● DATASET EXCERPT:

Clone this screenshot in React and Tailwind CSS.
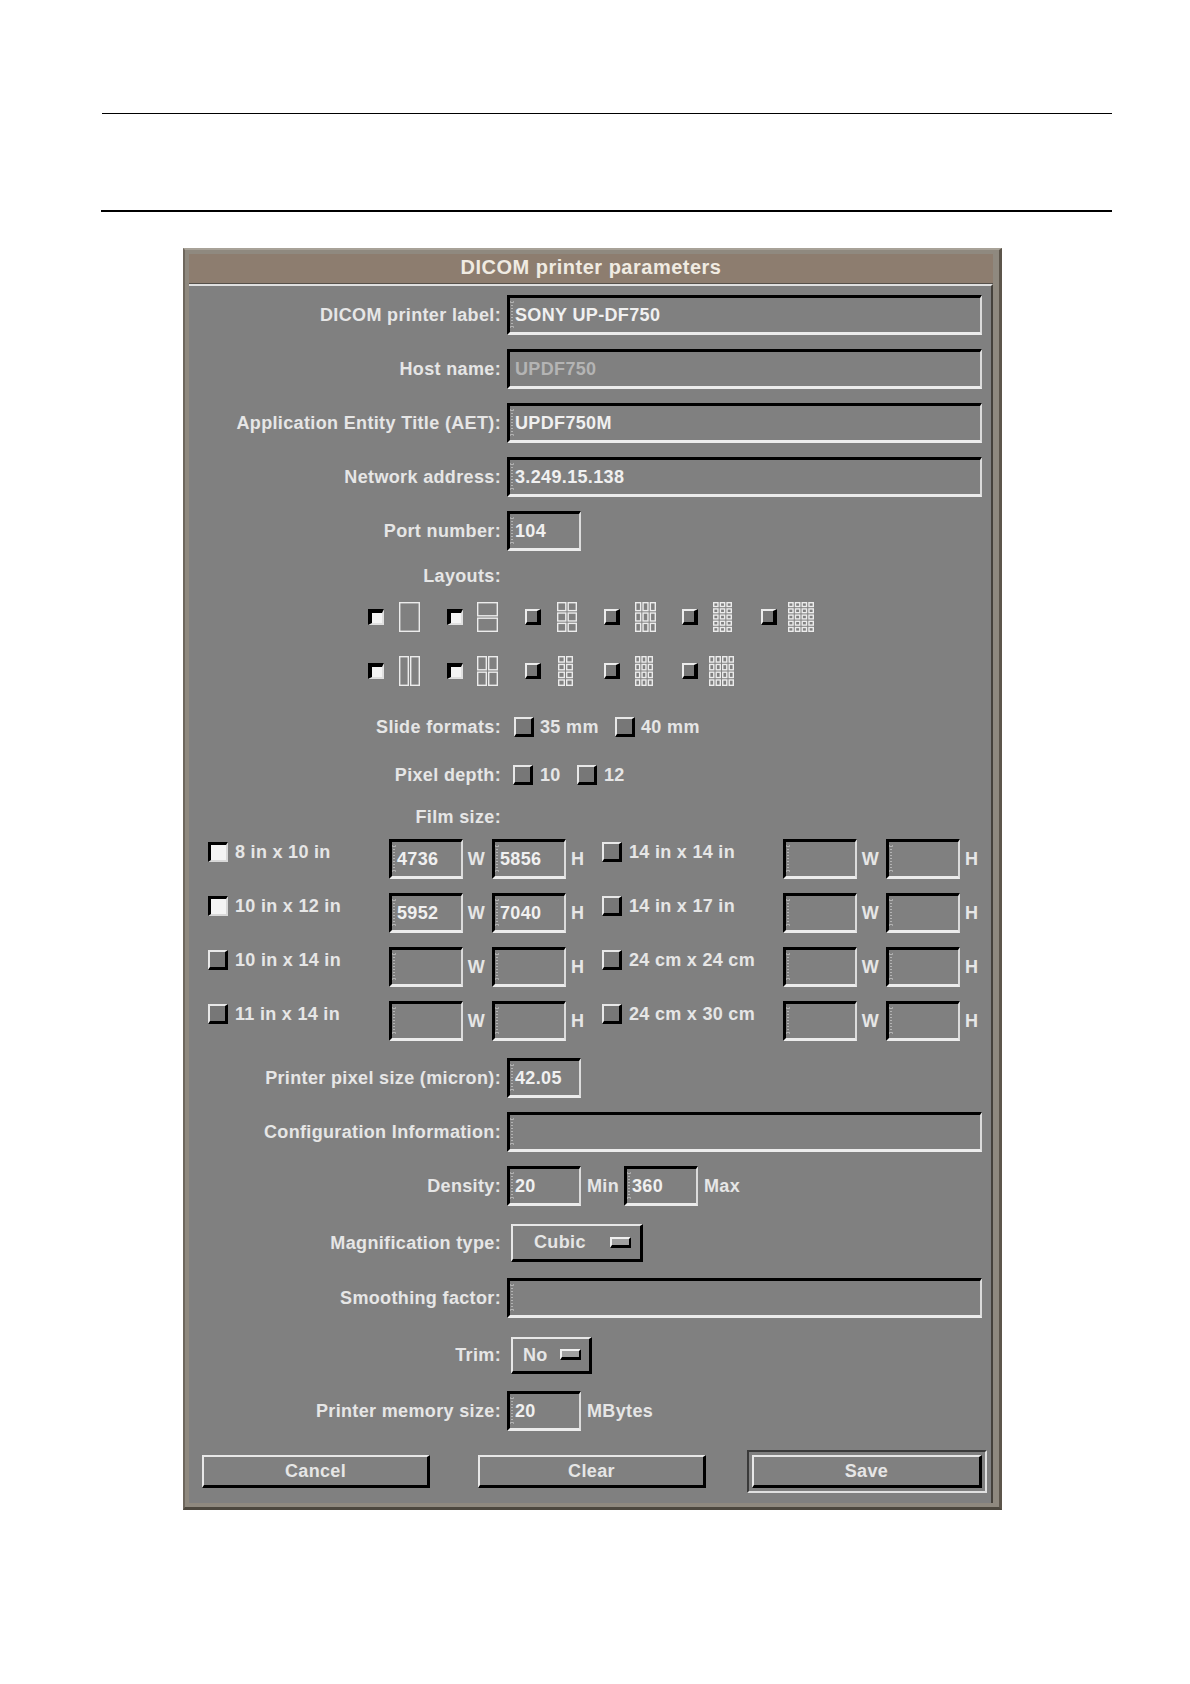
import React from "react";

const Cursor = () => (
  <svg width="5" height="28" viewBox="0 0 5 28" className="block shrink-0">
    <path d="M2 1V26" stroke="#e8e8e8" strokeWidth="1" strokeDasharray="1 2" fill="none" />
    <path d="M0 1H1M3 1H4M3 26H5M0 26H1" stroke="#d0d0d0" strokeWidth="1" strokeDasharray="1 1" fill="none" />
  </svg>
);

function Field({ value = "", wide = false, dim = false, className = "" }) {
  return (
    <div
      className={`flex h-[40px] items-center border-t-[3px] border-l-[3px] border-b-[3px] border-r-[2px] border-t-black border-l-black border-b-[#ececec] border-r-[#dcdcdc] ${
        wide ? "w-[475px]" : "w-[74px]"
      } ${className}`}
    >
      {dim ? <span className="ml-[5px]" /> : <Cursor />}
      <span className={dim ? "text-[#b4b4b4]" : "text-[#f0f0f0]"}>{value}</span>
    </div>
  );
}

const Label = ({ children }) => (
  <div className="w-[311px] shrink-0 text-right text-[#e6e6e6]">{children}</div>
);

function Row({ label, h = "h-[54px]", children }) {
  return (
    <div className={`flex items-center gap-[6px] ${h}`}>
      <Label>{label}</Label>
      {children}
    </div>
  );
}

function Check({ on = false, small = false }) {
  const size = small ? "h-[16px] w-[16px]" : "h-[20px] w-[20px]";
  const style = on
    ? small
      ? "border-t-[4px] border-l-[4px] border-b-[2px] border-r-[2px] border-t-black border-l-black border-b-[#e0e0e0] border-r-[#e0e0e0] bg-[#f4f4f4]"
      : "border-t-[3px] border-l-[3px] border-b-[2px] border-r-[2px] border-t-black border-l-black border-b-[#d8d8d8] border-r-[#d8d8d8] bg-[#f4f4f4]"
    : small
    ? "border-t-[2px] border-l-[2px] border-b-[3px] border-r-[4px] border-t-[#ececec] border-l-[#ececec] border-b-black border-r-black bg-[#777777]"
    : "border-t-[2px] border-l-[2px] border-b-[3px] border-r-[3px] border-t-[#e8e8e8] border-l-[#e8e8e8] border-b-black border-r-black bg-[#777777]";
  return <span className={`block shrink-0 ${size} ${style}`} />;
}

function LayoutIcon({ rows, cols, w }) {
  const gap = 1;
  const cw = (w - gap * (cols - 1)) / cols;
  const ch = (30 - gap * (rows - 1)) / rows;
  const cells = [];
  for (let r = 0; r < rows; r++) {
    for (let c = 0; c < cols; c++) {
      cells.push(
        <rect
          key={`${r}-${c}`}
          x={c * (cw + gap) + 0.7}
          y={r * (ch + gap) + 0.7}
          width={Math.max(cw - 1.4, 0.5)}
          height={Math.max(ch - 1.4, 0.5)}
          fill="none"
          stroke="#ececec"
          strokeWidth="1.4"
        />
      );
    }
  }
  return (
    <svg width={w} height={30} viewBox={`0 0 ${w} 30`} className="block shrink-0">
      {cells}
    </svg>
  );
}

function LayoutCell({ on, rows, cols, w, off }) {
  return (
    <div className="flex w-[78.5px] shrink-0 items-center">
      <Check on={on} small />
      <div className="shrink-0" style={{ marginLeft: off }}>
        <LayoutIcon rows={rows} cols={cols} w={w} />
      </div>
    </div>
  );
}

function Bevel({ className = "", children }) {
  return (
    <div
      className={`flex items-center border-t-[2px] border-l-[2px] border-b-[3px] border-r-[3px] border-t-[#e8e8e8] border-l-[#e8e8e8] border-b-black border-r-black ${className}`}
    >
      {children}
    </div>
  );
}

const Marker = () => (
  <span className="block h-[11px] w-[21px] shrink-0 border-t-[2px] border-l-[2px] border-b-[3px] border-r-[2px] border-t-[#f0f0f0] border-l-[#f0f0f0] border-b-black border-r-black bg-[#a0a0a0]" />
);

function FilmGroup({ on, label, w, h }) {
  return (
    <div className="flex w-[394px] shrink-0 items-center">
      <div className="flex w-[181px] shrink-0 items-center gap-[7px] pb-[14px] tracking-[0.3px]">
        <Check on={on} />
        <span className="text-[#e6e6e6]">{label}</span>
      </div>
      <Field value={w} />
      <span className="w-[27px] shrink-0 text-center text-[#e6e6e6]">W</span>
      <span className="w-[2px] shrink-0" />
      <Field value={h} />
      <span className="w-[35px] shrink-0 pl-[5px] text-[#e6e6e6]">H</span>
    </div>
  );
}

const films = [
  ["8 in x 10 in", "4736", "5856", true, "14 in x 14 in"],
  ["10 in x 12 in", "5952", "7040", true, "14 in x 17 in"],
  ["10 in x 14 in", "", "", false, "24 cm x 24 cm"],
  ["11 in x 14 in", "", "", false, "24 cm x 30 cm"],
];

export default function App() {
  return (
    <div
      className="min-h-[1684px] w-[1190px] bg-white pt-[113px] text-[18px] font-bold leading-none tracking-[0.35px]"
      style={{ fontFamily: '"Liberation Sans", Arial, sans-serif' }}
    >
      <div className="ml-[102px] h-px w-[1010px] bg-black" />
      <div className="ml-[101px] mt-[96px] h-[2px] w-[1011px] bg-black" />

      <div className="ml-[183px] mt-[36px] w-[819px] border-t-[2px] border-l-[2px] border-b-[3px] border-r-[3px] border-t-[#a8a298] border-l-[#6e675d] border-b-[#4d483f] border-r-[#5c554b] bg-[#8f897f] p-[4px] pr-[6px] pb-[4px]">
        <div className="flex h-[29px] items-center justify-center bg-[#8d7d6f] pb-[3px] text-[20px] tracking-[0.5px] text-[#f0ebe2]">
          DICOM printer parameters
        </div>
        <div className="h-[1px] bg-[#55504a]" />
        <div className="border-t-[2px] border-r-[2px] border-t-[#e0e0e0] border-r-[#45413b] bg-[#808080] pt-[2px] text-[#e6e6e6]">
          <div className="pl-[1px]">
            <Row label="DICOM printer label:"><Field wide value="SONY UP-DF750" /></Row>
            <Row label="Host name:"><Field wide dim value="UPDF750" /></Row>
            <Row label="Application Entity Title (AET):"><Field wide value="UPDF750M" /></Row>
            <Row label="Network address:"><Field wide value="3.249.15.138" /></Row>
            <Row label="Port number:"><Field value="104" /></Row>
            <Row label="Layouts:" h="h-[36px]" />

            <div className="flex h-[46px] items-center pl-[178px]">
              <LayoutCell on rows={1} cols={1} w={21} off={15} />
              <LayoutCell on rows={2} cols={1} w={21} off={14} />
              <LayoutCell rows={3} cols={2} w={20} off={16} />
              <LayoutCell rows={3} cols={3} w={21} off={15} />
              <LayoutCell rows={5} cols={3} w={19} off={15} />
              <LayoutCell rows={5} cols={4} w={26} off={11} />
            </div>
            <div className="flex h-[62px] items-center pl-[178px]">
              <LayoutCell on rows={1} cols={2} w={21} off={15} />
              <LayoutCell on rows={2} cols={2} w={21} off={14} />
              <LayoutCell rows={4} cols={2} w={15} off={17} />
              <LayoutCell rows={4} cols={3} w={18} off={15} />
              <LayoutCell rows={4} cols={4} w={25} off={11} />
            </div>

            <Row label="Slide formats:" h="h-[50px]">
              <div className="flex items-center pl-[7px]">
                <Check />
                <span className="ml-[6px] w-[75px]">35 mm</span>
                <Check />
                <span className="ml-[6px]">40 mm</span>
              </div>
            </Row>
            <Row label="Pixel depth:" h="h-[46px]">
              <div className="flex items-center pl-[6px]">
                <Check />
                <span className="ml-[7px] w-[37px]">10</span>
                <Check />
                <span className="ml-[7px]">12</span>
              </div>
            </Row>
            <Row label="Film size:" h="h-[34px] pt-[3px]" />

            {films.map((f) => (
              <div key={f[0]} className="flex h-[54px] items-center pl-[18px]">
                <FilmGroup on={f[3]} label={f[0]} w={f[1]} h={f[2]} />
                <FilmGroup label={f[4]} w="" h="" />
              </div>
            ))}

            <div className="mt-[3px]">
              <Row label="Printer pixel size (micron):"><Field value="42.05" /></Row>
            </div>
            <Row label="Configuration Information:"><Field wide /></Row>
            <Row label="Density:">
              <Field value="20" />
              <span className="w-[31px] shrink-0">Min</span>
              <Field value="360" />
              <span>Max</span>
            </Row>
            <Row label="Magnification type:" h="h-[59px]">
              <Bevel className="ml-[4px] h-[38px] w-[132px] justify-between pl-[21px] pr-[9px]">
                <span>Cubic</span>
                <Marker />
              </Bevel>
            </Row>
            <Row label="Smoothing factor:" h="h-[52px]"><Field wide /></Row>
            <Row label="Trim:" h="h-[62px]">
              <Bevel className="ml-[4px] h-[37px] w-[81px] justify-between pl-[10px] pr-[8px]">
                <span>No</span>
                <Marker />
              </Bevel>
            </Row>
            <Row label="Printer memory size:" h="h-[50px]">
              <Field value="20" />
              <span>MBytes</span>
            </Row>
            <div className="mt-[3px] flex h-[64px] items-center pl-[12px]">
              <Bevel className="h-[33px] w-[228px] justify-center">Cancel</Bevel>
              <Bevel className="ml-[48px] h-[33px] w-[228px] justify-center">Clear</Bevel>
              <div className="ml-[41px] border-t-[2px] border-l-[2px] border-b-[2px] border-r-[2px] border-t-[#3a3a3a] border-l-[#3a3a3a] border-b-[#e0e0e0] border-r-[#e0e0e0] p-[3px]">
                <Bevel className="h-[33px] w-[230px] justify-center">Save</Bevel>
              </div>
            </div>
          </div>
        </div>
      </div>
    </div>
  );
}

● PROMPT:
Each line from the top of the material through the line containing "import React from" should be reproduced exactly; please drop any images.

● SOLVED EXERCISE:
Clone this screenshot in React and Tailwind CSS.
import React from "react";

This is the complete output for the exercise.